Task instructions: Give only the number of lines in the data that include the string "React".

○ ○ ○ ○ ○

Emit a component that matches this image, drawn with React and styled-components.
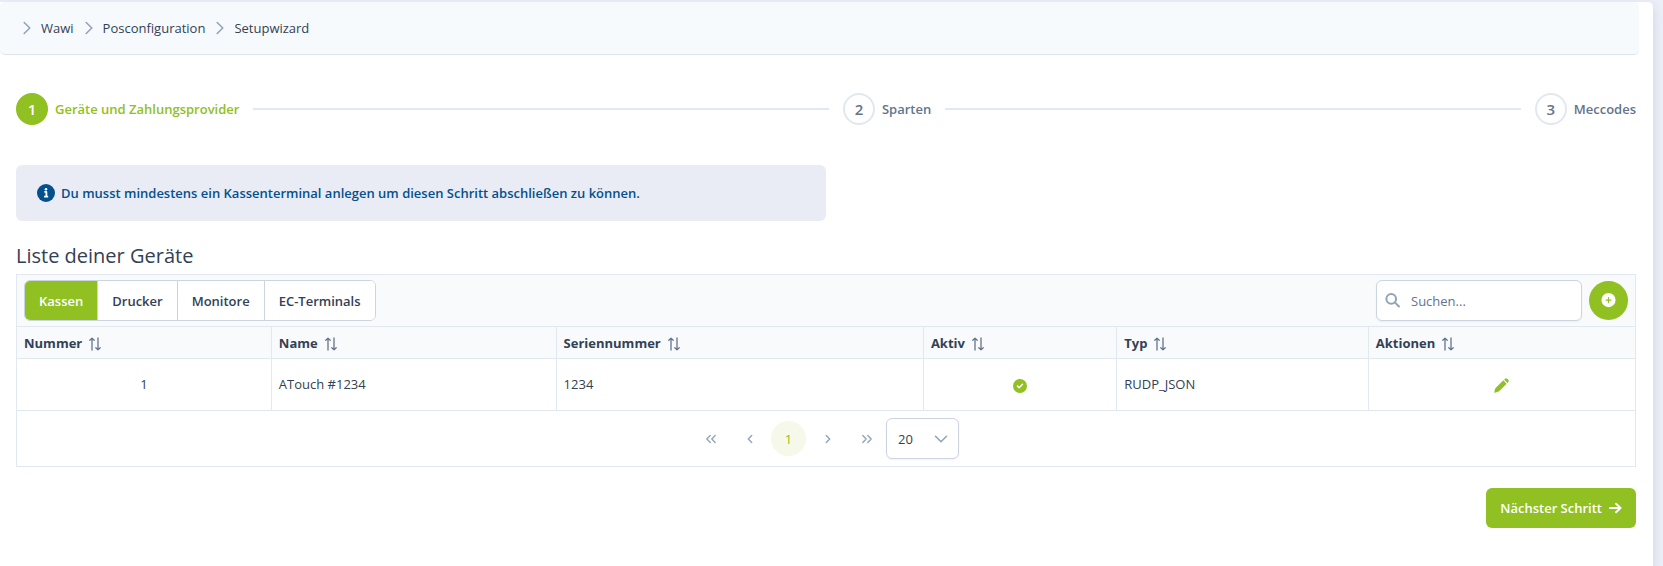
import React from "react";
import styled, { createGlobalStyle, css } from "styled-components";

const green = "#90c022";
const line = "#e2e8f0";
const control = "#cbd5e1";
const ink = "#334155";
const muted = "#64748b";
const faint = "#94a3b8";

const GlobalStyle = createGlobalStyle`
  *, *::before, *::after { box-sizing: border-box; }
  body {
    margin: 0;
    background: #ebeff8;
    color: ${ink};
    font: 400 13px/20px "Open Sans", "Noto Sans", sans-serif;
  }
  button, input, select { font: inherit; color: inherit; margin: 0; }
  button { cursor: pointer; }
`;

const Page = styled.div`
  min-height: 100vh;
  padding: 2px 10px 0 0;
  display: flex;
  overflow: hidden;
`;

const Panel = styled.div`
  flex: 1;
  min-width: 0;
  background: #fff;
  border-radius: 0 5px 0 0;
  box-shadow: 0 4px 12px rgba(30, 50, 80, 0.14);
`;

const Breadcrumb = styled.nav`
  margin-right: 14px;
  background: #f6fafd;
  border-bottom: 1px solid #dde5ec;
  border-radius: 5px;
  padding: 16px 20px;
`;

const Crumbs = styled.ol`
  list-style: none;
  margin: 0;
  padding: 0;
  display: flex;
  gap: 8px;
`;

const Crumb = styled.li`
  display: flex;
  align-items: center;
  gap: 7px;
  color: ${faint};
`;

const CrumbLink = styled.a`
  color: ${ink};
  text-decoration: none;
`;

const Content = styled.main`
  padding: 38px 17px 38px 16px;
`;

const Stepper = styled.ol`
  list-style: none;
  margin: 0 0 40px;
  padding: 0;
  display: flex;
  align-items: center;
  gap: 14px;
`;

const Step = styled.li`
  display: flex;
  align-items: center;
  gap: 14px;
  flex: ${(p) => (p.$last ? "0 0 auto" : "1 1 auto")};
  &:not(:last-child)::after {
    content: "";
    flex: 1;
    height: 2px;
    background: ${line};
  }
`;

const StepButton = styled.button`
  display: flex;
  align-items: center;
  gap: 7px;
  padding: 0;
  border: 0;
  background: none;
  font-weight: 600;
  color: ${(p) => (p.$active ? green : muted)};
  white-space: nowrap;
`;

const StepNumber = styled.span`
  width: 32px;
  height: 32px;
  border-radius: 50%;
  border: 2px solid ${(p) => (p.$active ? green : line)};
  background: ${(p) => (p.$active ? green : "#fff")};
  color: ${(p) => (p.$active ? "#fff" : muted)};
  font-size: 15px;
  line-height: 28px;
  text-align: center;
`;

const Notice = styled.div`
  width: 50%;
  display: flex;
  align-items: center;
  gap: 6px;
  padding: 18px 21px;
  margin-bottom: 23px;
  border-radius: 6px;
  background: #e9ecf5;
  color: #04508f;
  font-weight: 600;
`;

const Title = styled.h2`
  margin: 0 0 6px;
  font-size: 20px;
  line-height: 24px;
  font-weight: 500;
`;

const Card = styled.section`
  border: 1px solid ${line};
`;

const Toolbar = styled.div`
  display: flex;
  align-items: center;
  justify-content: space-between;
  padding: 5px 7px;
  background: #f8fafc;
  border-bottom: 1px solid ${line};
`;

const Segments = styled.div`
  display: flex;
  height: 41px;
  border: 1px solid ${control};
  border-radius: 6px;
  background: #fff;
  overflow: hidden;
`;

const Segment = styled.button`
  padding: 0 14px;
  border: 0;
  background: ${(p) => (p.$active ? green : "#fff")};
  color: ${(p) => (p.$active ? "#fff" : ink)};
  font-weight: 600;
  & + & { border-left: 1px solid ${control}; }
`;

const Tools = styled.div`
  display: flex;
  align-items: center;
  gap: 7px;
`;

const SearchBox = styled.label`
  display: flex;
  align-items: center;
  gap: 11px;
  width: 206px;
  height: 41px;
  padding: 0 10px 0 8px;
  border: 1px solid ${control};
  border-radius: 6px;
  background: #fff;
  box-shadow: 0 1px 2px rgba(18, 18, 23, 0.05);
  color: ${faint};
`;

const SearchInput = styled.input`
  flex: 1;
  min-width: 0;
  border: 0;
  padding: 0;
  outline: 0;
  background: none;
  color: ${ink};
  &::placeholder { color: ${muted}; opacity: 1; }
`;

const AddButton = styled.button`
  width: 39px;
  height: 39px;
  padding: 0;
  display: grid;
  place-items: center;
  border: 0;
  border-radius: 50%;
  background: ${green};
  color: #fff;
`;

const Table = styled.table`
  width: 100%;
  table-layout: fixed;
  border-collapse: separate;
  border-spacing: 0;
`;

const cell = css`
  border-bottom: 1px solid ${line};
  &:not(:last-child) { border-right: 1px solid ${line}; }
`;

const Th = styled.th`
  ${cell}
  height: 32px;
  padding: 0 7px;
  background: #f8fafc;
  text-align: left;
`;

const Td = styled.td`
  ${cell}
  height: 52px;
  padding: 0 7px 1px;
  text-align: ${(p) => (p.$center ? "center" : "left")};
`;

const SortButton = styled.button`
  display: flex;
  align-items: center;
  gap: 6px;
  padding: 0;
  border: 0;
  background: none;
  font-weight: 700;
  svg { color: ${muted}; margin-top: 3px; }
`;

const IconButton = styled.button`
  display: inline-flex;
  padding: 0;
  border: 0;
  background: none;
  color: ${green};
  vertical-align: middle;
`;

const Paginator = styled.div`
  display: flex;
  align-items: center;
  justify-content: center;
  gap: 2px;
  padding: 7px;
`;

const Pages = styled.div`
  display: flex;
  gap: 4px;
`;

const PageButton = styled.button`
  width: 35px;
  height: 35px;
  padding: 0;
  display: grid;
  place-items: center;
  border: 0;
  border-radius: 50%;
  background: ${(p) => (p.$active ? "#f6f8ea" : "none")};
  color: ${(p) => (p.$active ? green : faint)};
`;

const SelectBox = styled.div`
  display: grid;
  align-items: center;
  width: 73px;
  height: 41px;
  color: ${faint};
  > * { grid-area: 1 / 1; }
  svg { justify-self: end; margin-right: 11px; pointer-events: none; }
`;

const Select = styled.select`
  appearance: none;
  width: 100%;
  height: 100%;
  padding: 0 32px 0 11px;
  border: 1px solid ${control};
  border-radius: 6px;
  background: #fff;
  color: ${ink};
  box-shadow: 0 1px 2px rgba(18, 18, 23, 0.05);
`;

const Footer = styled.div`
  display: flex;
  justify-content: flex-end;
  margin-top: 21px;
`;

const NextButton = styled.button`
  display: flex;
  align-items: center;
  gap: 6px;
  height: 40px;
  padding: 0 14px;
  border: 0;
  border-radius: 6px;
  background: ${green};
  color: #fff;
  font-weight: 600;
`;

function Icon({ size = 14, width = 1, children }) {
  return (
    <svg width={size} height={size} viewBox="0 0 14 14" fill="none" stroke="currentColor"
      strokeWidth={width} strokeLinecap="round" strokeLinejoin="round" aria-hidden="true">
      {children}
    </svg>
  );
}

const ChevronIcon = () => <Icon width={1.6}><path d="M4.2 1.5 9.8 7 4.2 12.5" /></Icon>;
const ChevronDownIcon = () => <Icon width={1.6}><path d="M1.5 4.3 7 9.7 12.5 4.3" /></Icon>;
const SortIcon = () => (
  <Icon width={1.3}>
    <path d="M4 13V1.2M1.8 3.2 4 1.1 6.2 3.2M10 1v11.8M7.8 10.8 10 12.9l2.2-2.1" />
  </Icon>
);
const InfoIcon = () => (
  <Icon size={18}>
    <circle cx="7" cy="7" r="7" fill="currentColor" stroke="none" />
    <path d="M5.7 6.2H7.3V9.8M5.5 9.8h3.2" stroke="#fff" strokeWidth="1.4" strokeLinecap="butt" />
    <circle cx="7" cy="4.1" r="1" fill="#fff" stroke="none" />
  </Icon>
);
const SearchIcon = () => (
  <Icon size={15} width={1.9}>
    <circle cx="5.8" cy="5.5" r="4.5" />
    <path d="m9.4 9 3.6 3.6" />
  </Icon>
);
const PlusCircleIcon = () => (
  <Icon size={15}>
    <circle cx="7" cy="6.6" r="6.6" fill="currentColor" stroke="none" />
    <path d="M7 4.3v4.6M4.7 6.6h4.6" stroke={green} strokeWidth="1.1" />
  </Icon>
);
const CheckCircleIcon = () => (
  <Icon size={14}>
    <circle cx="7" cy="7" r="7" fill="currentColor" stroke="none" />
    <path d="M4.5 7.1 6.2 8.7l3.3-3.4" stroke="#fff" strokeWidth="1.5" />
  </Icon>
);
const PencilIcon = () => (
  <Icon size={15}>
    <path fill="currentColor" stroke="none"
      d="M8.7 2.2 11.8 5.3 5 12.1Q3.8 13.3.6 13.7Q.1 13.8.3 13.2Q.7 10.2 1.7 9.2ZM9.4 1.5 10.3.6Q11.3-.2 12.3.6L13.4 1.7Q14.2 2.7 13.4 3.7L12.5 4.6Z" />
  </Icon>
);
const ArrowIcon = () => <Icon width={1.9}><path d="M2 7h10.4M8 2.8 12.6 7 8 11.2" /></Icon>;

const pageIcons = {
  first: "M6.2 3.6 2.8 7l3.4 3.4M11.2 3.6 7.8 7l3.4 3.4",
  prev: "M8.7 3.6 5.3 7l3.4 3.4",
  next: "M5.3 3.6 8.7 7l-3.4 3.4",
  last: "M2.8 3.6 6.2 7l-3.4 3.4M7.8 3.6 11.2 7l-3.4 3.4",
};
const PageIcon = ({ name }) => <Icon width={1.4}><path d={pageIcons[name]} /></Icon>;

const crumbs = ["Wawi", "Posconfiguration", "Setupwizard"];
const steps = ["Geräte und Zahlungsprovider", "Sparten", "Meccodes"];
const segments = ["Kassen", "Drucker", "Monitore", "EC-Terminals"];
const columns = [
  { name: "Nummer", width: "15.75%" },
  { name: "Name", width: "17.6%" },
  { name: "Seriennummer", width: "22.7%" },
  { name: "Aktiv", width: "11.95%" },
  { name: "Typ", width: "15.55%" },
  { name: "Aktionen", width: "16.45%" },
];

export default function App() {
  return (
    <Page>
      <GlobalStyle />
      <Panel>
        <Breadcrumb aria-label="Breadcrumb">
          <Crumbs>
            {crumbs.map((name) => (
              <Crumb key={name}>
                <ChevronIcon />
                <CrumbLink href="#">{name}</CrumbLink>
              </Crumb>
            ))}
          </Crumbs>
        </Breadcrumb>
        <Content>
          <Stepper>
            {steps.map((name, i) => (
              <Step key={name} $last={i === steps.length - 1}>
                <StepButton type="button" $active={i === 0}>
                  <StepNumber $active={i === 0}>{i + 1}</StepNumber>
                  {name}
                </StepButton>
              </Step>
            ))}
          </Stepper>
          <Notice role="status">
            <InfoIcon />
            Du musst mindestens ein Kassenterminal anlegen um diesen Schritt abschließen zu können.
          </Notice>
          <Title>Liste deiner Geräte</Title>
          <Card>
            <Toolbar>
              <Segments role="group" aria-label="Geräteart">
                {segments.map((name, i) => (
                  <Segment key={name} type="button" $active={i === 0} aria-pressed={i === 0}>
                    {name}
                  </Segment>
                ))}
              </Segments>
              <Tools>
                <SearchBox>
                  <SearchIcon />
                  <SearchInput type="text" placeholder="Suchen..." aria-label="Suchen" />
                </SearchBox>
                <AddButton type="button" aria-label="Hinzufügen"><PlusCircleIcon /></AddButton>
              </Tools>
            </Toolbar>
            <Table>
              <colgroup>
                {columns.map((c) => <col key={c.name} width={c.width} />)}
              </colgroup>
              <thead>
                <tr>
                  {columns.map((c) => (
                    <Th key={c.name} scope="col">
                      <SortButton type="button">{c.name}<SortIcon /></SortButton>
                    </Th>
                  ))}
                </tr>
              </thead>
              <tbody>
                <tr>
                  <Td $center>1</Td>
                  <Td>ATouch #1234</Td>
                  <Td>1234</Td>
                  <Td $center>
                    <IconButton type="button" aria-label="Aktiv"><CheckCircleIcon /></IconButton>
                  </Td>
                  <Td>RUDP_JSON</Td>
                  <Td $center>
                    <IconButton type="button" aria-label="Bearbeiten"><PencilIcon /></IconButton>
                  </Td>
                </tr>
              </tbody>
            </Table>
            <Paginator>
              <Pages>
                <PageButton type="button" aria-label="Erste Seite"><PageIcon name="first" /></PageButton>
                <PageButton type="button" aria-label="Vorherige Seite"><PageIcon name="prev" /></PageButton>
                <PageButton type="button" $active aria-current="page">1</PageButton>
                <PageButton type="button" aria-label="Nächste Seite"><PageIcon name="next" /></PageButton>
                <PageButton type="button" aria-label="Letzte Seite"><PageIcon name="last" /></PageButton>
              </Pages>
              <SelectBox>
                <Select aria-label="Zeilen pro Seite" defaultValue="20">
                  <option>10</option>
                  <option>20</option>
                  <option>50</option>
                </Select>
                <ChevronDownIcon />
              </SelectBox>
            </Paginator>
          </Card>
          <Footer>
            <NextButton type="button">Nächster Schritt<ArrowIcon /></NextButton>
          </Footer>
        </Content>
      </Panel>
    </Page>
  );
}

○ ○ ○ ○ ○

Solution below: 2